> [Request]:
Retype the whole listing, please, keeping every line exact and dropping the pictures.
-- Begin Data excerpt --
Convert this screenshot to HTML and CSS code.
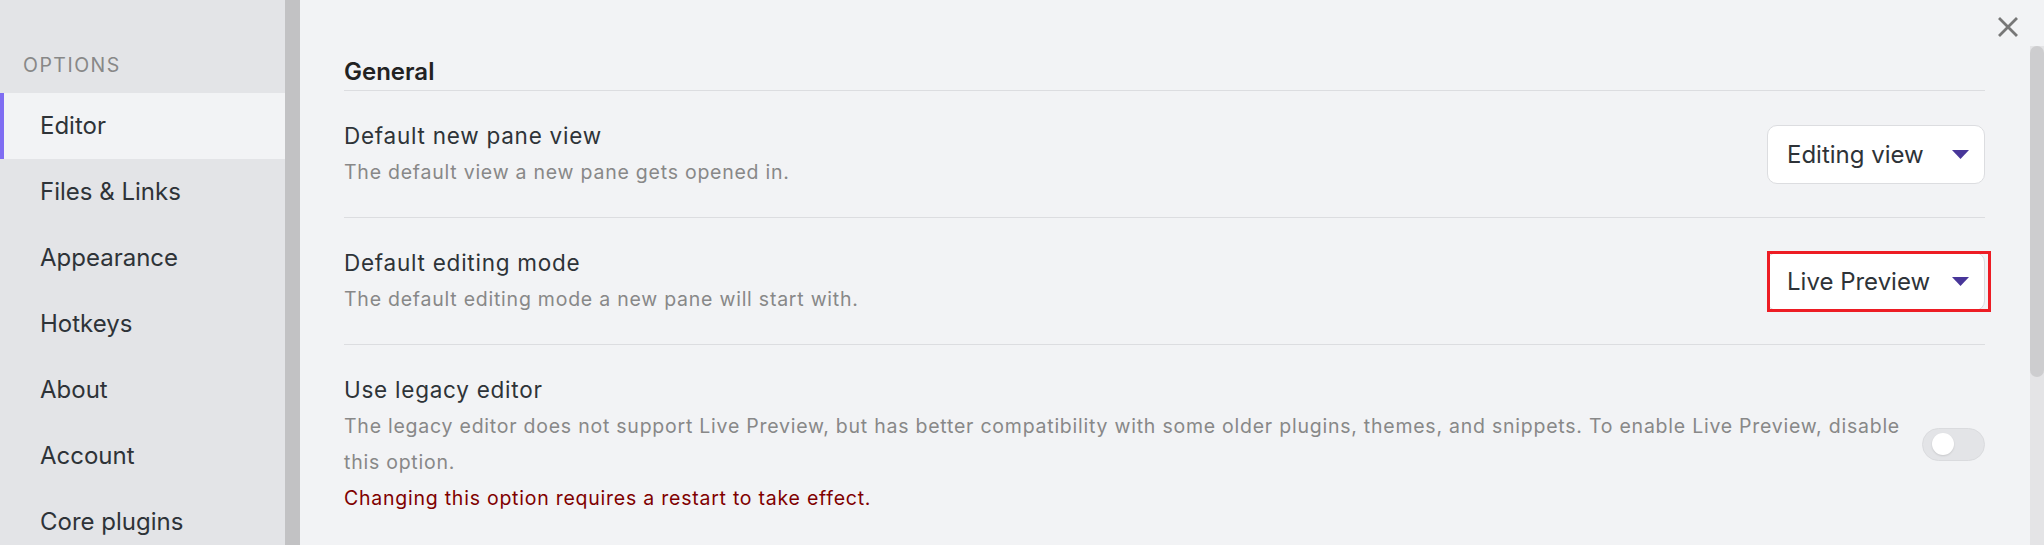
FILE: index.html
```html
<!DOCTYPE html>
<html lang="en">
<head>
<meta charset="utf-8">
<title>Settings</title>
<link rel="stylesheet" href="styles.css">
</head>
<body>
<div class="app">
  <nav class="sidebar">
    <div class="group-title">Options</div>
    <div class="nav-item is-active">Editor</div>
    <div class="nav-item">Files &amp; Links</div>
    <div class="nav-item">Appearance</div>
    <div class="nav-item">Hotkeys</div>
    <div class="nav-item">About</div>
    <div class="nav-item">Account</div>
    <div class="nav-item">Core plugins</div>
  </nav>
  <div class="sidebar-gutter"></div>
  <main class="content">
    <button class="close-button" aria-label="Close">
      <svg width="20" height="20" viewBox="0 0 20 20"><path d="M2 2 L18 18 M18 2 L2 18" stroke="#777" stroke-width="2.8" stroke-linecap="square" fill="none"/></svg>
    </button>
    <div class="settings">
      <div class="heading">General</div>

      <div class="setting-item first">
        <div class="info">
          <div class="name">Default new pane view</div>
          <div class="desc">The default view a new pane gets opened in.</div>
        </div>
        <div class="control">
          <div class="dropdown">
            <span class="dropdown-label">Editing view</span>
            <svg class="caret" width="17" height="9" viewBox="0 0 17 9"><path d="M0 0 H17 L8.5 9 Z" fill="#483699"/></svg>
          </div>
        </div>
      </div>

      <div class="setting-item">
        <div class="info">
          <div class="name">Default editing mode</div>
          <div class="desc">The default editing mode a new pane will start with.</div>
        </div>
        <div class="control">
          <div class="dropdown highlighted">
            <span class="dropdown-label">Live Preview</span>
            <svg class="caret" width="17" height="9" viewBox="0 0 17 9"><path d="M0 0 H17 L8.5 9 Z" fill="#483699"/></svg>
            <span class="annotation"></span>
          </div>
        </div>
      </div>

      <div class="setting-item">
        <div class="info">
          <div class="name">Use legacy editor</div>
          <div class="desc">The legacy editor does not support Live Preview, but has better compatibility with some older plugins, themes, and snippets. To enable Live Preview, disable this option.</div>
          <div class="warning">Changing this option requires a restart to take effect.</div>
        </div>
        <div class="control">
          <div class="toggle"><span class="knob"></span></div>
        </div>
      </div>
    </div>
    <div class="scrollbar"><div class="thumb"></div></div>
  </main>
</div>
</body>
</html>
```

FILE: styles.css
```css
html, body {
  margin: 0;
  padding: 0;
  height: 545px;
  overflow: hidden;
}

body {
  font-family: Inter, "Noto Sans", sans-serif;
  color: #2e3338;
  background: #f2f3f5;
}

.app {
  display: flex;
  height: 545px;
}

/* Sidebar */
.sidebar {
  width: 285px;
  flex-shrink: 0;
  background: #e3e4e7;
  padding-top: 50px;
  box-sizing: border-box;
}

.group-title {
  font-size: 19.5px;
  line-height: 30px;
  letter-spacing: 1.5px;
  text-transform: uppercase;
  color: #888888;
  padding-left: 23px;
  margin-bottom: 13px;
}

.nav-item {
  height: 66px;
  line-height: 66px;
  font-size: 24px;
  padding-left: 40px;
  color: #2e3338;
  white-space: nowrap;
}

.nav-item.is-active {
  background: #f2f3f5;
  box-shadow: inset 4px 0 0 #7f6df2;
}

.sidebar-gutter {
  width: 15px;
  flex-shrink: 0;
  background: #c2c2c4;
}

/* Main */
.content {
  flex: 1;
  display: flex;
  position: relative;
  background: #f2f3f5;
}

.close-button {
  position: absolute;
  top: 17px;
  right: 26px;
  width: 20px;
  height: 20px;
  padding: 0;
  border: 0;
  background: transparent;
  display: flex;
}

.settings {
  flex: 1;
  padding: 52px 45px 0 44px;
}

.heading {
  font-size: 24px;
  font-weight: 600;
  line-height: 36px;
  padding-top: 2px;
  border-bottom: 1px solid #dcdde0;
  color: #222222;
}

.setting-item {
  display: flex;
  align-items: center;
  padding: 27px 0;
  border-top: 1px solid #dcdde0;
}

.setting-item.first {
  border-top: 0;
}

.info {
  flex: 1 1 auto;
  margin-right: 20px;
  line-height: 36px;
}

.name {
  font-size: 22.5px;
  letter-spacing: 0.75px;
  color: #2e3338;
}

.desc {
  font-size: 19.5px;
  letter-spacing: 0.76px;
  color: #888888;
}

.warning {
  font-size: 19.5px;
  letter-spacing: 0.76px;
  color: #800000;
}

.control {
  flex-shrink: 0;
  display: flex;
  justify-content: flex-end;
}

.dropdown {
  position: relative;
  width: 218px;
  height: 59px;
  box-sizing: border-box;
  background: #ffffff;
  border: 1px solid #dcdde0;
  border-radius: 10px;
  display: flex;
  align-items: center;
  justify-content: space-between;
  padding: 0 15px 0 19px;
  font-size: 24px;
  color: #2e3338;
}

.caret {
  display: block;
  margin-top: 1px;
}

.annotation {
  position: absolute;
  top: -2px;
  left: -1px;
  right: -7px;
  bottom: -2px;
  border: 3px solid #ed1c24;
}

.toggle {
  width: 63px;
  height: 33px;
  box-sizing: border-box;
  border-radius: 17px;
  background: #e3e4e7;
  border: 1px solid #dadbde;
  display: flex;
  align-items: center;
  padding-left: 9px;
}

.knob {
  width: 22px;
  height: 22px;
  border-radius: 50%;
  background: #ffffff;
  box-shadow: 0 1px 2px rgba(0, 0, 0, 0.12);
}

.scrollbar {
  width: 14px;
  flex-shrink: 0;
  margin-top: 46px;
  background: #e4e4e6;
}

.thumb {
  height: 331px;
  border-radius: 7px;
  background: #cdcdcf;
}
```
-- End Data excerpt --
> [Solution to the exercise]:
Convert this screenshot to HTML and CSS code.
FILE: index.html
```html
<!DOCTYPE html>
<html lang="en">
<head>
<meta charset="utf-8">
<title>Settings</title>
<link rel="stylesheet" href="styles.css">
</head>
<body>
<div class="app">
  <nav class="sidebar">
    <div class="group-title">Options</div>
    <div class="nav-item is-active">Editor</div>
    <div class="nav-item">Files &amp; Links</div>
    <div class="nav-item">Appearance</div>
    <div class="nav-item">Hotkeys</div>
    <div class="nav-item">About</div>
    <div class="nav-item">Account</div>
    <div class="nav-item">Core plugins</div>
  </nav>
  <div class="sidebar-gutter"></div>
  <main class="content">
    <button class="close-button" aria-label="Close">
      <svg width="20" height="20" viewBox="0 0 20 20"><path d="M2 2 L18 18 M18 2 L2 18" stroke="#777" stroke-width="2.8" stroke-linecap="square" fill="none"/></svg>
    </button>
    <div class="settings">
      <div class="heading">General</div>

      <div class="setting-item first">
        <div class="info">
          <div class="name">Default new pane view</div>
          <div class="desc">The default view a new pane gets opened in.</div>
        </div>
        <div class="control">
          <div class="dropdown">
            <span class="dropdown-label">Editing view</span>
            <svg class="caret" width="17" height="9" viewBox="0 0 17 9"><path d="M0 0 H17 L8.5 9 Z" fill="#483699"/></svg>
          </div>
        </div>
      </div>

      <div class="setting-item">
        <div class="info">
          <div class="name">Default editing mode</div>
          <div class="desc">The default editing mode a new pane will start with.</div>
        </div>
        <div class="control">
          <div class="dropdown highlighted">
            <span class="dropdown-label">Live Preview</span>
            <svg class="caret" width="17" height="9" viewBox="0 0 17 9"><path d="M0 0 H17 L8.5 9 Z" fill="#483699"/></svg>
            <span class="annotation"></span>
          </div>
        </div>
      </div>

      <div class="setting-item">
        <div class="info">
          <div class="name">Use legacy editor</div>
          <div class="desc">The legacy editor does not support Live Preview, but has better compatibility with some older plugins, themes, and snippets. To enable Live Preview, disable this option.</div>
          <div class="warning">Changing this option requires a restart to take effect.</div>
        </div>
        <div class="control">
          <div class="toggle"><span class="knob"></span></div>
        </div>
      </div>
    </div>
    <div class="scrollbar"><div class="thumb"></div></div>
  </main>
</div>
</body>
</html>
```

FILE: styles.css
```css
html, body {
  margin: 0;
  padding: 0;
  height: 545px;
  overflow: hidden;
}

body {
  font-family: Inter, "Noto Sans", sans-serif;
  color: #2e3338;
  background: #f2f3f5;
}

.app {
  display: flex;
  height: 545px;
}

/* Sidebar */
.sidebar {
  width: 285px;
  flex-shrink: 0;
  background: #e3e4e7;
  padding-top: 50px;
  box-sizing: border-box;
}

.group-title {
  font-size: 19.5px;
  line-height: 30px;
  letter-spacing: 1.5px;
  text-transform: uppercase;
  color: #888888;
  padding-left: 23px;
  margin-bottom: 13px;
}

.nav-item {
  height: 66px;
  line-height: 66px;
  font-size: 24px;
  padding-left: 40px;
  color: #2e3338;
  white-space: nowrap;
}

.nav-item.is-active {
  background: #f2f3f5;
  box-shadow: inset 4px 0 0 #7f6df2;
}

.sidebar-gutter {
  width: 15px;
  flex-shrink: 0;
  background: #c2c2c4;
}

/* Main */
.content {
  flex: 1;
  display: flex;
  position: relative;
  background: #f2f3f5;
}

.close-button {
  position: absolute;
  top: 17px;
  right: 26px;
  width: 20px;
  height: 20px;
  padding: 0;
  border: 0;
  background: transparent;
  display: flex;
}

.settings {
  flex: 1;
  padding: 52px 45px 0 44px;
}

.heading {
  font-size: 24px;
  font-weight: 600;
  line-height: 36px;
  padding-top: 2px;
  border-bottom: 1px solid #dcdde0;
  color: #222222;
}

.setting-item {
  display: flex;
  align-items: center;
  padding: 27px 0;
  border-top: 1px solid #dcdde0;
}

.setting-item.first {
  border-top: 0;
}

.info {
  flex: 1 1 auto;
  margin-right: 20px;
  line-height: 36px;
}

.name {
  font-size: 22.5px;
  letter-spacing: 0.75px;
  color: #2e3338;
}

.desc {
  font-size: 19.5px;
  letter-spacing: 0.76px;
  color: #888888;
}

.warning {
  font-size: 19.5px;
  letter-spacing: 0.76px;
  color: #800000;
}

.control {
  flex-shrink: 0;
  display: flex;
  justify-content: flex-end;
}

.dropdown {
  position: relative;
  width: 218px;
  height: 59px;
  box-sizing: border-box;
  background: #ffffff;
  border: 1px solid #dcdde0;
  border-radius: 10px;
  display: flex;
  align-items: center;
  justify-content: space-between;
  padding: 0 15px 0 19px;
  font-size: 24px;
  color: #2e3338;
}

.caret {
  display: block;
  margin-top: 1px;
}

.annotation {
  position: absolute;
  top: -2px;
  left: -1px;
  right: -7px;
  bottom: -2px;
  border: 3px solid #ed1c24;
}

.toggle {
  width: 63px;
  height: 33px;
  box-sizing: border-box;
  border-radius: 17px;
  background: #e3e4e7;
  border: 1px solid #dadbde;
  display: flex;
  align-items: center;
  padding-left: 9px;
}

.knob {
  width: 22px;
  height: 22px;
  border-radius: 50%;
  background: #ffffff;
  box-shadow: 0 1px 2px rgba(0, 0, 0, 0.12);
}

.scrollbar {
  width: 14px;
  flex-shrink: 0;
  margin-top: 46px;
  background: #e4e4e6;
}

.thumb {
  height: 331px;
  border-radius: 7px;
  background: #cdcdcf;
}
```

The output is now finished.